# [Raw data]
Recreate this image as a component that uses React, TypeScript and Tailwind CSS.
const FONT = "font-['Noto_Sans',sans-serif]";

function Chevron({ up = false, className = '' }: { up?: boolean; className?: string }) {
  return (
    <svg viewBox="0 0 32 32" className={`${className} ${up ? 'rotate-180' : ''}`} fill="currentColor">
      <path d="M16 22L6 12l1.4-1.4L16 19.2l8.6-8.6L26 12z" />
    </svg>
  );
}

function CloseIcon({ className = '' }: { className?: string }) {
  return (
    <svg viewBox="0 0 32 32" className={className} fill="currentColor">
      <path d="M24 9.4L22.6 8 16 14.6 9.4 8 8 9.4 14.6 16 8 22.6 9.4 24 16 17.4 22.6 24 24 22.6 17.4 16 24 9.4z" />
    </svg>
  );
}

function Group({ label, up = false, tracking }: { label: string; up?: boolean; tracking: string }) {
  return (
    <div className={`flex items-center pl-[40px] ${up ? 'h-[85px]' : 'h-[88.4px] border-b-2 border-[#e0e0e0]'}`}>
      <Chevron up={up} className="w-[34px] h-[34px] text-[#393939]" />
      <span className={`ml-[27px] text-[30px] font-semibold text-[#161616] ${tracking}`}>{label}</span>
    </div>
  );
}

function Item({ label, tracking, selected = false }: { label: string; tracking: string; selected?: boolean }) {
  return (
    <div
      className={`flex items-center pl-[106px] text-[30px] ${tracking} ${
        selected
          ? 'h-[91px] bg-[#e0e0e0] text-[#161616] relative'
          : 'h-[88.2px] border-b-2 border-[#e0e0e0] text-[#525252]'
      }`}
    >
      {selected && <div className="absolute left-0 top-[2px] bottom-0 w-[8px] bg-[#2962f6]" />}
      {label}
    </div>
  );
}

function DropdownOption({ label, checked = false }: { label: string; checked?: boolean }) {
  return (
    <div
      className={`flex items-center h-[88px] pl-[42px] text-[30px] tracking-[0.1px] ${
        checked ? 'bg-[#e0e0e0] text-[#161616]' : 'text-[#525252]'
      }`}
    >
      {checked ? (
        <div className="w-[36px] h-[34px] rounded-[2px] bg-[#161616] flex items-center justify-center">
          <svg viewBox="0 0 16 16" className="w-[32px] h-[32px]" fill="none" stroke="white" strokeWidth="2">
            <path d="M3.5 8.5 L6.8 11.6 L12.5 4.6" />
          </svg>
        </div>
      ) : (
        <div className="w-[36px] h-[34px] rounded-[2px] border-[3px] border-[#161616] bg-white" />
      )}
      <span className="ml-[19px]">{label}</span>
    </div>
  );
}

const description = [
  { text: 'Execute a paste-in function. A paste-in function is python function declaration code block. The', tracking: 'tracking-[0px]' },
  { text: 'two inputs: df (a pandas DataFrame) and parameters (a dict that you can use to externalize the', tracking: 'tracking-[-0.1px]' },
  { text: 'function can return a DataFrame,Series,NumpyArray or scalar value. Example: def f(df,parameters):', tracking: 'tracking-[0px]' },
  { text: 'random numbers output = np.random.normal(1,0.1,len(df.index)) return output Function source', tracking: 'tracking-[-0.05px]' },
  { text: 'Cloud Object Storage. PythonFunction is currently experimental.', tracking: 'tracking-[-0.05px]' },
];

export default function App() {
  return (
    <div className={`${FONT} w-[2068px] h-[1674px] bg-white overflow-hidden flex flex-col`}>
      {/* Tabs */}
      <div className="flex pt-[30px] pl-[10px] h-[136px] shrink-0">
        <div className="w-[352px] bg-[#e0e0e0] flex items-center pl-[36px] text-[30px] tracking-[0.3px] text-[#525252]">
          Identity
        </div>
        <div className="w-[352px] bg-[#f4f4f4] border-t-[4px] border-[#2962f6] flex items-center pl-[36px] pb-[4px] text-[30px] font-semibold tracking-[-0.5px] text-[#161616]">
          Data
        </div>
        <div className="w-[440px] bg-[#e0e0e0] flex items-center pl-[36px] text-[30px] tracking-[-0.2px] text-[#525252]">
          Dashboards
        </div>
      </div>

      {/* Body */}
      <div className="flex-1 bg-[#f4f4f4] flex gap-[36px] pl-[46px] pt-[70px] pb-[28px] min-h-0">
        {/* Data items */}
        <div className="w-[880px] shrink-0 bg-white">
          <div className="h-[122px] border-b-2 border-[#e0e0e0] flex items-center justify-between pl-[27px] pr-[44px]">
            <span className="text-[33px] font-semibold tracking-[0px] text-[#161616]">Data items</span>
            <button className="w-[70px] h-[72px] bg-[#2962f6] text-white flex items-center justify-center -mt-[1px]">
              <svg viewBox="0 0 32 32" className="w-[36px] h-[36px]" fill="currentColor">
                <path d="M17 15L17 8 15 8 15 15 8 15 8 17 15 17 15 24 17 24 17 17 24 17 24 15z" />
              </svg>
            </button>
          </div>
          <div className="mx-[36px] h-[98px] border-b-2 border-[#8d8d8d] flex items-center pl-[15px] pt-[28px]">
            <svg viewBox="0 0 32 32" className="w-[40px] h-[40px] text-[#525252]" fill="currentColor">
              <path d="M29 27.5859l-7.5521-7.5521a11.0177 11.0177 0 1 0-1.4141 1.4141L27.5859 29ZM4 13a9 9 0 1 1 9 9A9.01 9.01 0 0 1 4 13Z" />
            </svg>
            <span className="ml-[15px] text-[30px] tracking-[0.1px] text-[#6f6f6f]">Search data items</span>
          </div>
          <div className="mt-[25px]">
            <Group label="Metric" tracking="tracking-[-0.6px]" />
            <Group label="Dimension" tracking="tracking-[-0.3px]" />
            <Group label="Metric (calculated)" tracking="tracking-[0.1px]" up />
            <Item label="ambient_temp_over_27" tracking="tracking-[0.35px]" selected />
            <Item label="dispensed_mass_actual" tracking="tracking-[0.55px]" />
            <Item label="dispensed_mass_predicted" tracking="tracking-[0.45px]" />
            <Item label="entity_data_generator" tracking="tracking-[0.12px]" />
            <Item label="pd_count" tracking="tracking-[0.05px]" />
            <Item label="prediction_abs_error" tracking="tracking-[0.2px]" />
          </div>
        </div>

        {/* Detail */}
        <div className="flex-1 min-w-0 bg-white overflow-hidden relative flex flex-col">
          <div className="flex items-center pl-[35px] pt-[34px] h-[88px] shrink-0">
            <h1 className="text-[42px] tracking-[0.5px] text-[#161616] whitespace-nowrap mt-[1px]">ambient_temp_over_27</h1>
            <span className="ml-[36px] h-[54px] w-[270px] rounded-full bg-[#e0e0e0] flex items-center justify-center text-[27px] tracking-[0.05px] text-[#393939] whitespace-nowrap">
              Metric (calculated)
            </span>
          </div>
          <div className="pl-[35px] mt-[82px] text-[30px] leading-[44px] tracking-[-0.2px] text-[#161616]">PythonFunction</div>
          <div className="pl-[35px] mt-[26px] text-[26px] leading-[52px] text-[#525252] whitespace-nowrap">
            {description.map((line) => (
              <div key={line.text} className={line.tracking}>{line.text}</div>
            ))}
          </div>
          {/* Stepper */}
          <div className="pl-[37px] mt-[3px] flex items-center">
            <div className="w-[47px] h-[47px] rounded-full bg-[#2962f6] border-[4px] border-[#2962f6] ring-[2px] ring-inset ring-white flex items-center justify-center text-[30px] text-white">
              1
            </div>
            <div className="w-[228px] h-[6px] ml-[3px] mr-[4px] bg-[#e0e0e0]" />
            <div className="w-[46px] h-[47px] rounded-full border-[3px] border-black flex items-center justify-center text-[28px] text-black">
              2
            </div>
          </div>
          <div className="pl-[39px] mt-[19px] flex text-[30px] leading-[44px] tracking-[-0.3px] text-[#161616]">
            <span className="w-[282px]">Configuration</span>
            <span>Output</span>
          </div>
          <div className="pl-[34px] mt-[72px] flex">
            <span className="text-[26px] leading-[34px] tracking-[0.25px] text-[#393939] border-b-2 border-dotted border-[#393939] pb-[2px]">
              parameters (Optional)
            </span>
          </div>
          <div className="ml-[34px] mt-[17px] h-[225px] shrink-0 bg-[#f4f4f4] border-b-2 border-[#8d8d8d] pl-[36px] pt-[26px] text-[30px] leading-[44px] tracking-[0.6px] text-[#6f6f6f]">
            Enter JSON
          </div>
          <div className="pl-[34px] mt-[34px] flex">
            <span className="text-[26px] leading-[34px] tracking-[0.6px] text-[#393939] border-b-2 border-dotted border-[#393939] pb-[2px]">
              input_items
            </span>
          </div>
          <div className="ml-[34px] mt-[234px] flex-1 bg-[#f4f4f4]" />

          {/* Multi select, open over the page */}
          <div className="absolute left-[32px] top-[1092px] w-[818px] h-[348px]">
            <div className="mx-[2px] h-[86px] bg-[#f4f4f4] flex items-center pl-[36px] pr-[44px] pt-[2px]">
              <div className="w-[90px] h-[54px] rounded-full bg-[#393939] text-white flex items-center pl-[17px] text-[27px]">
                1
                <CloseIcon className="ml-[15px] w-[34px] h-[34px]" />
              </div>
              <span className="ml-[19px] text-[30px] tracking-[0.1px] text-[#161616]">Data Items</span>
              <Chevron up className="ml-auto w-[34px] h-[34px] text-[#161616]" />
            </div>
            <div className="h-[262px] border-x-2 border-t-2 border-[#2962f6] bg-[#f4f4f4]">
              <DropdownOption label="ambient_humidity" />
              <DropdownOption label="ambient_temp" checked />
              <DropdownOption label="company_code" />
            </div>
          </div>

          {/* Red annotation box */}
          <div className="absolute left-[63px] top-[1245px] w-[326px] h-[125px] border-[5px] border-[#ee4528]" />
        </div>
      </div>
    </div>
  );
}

# [To do]
Report each line of the material above where the word "that" appears.

# [Exercise output]
Recreate this image as a component that uses React, TypeScript and Tailwind CSS.
  { text: 'two inputs: df (a pandas DataFrame) and parameters (a dict that you can use to externalize the', tracking: 'tracking-[-0.1px]' },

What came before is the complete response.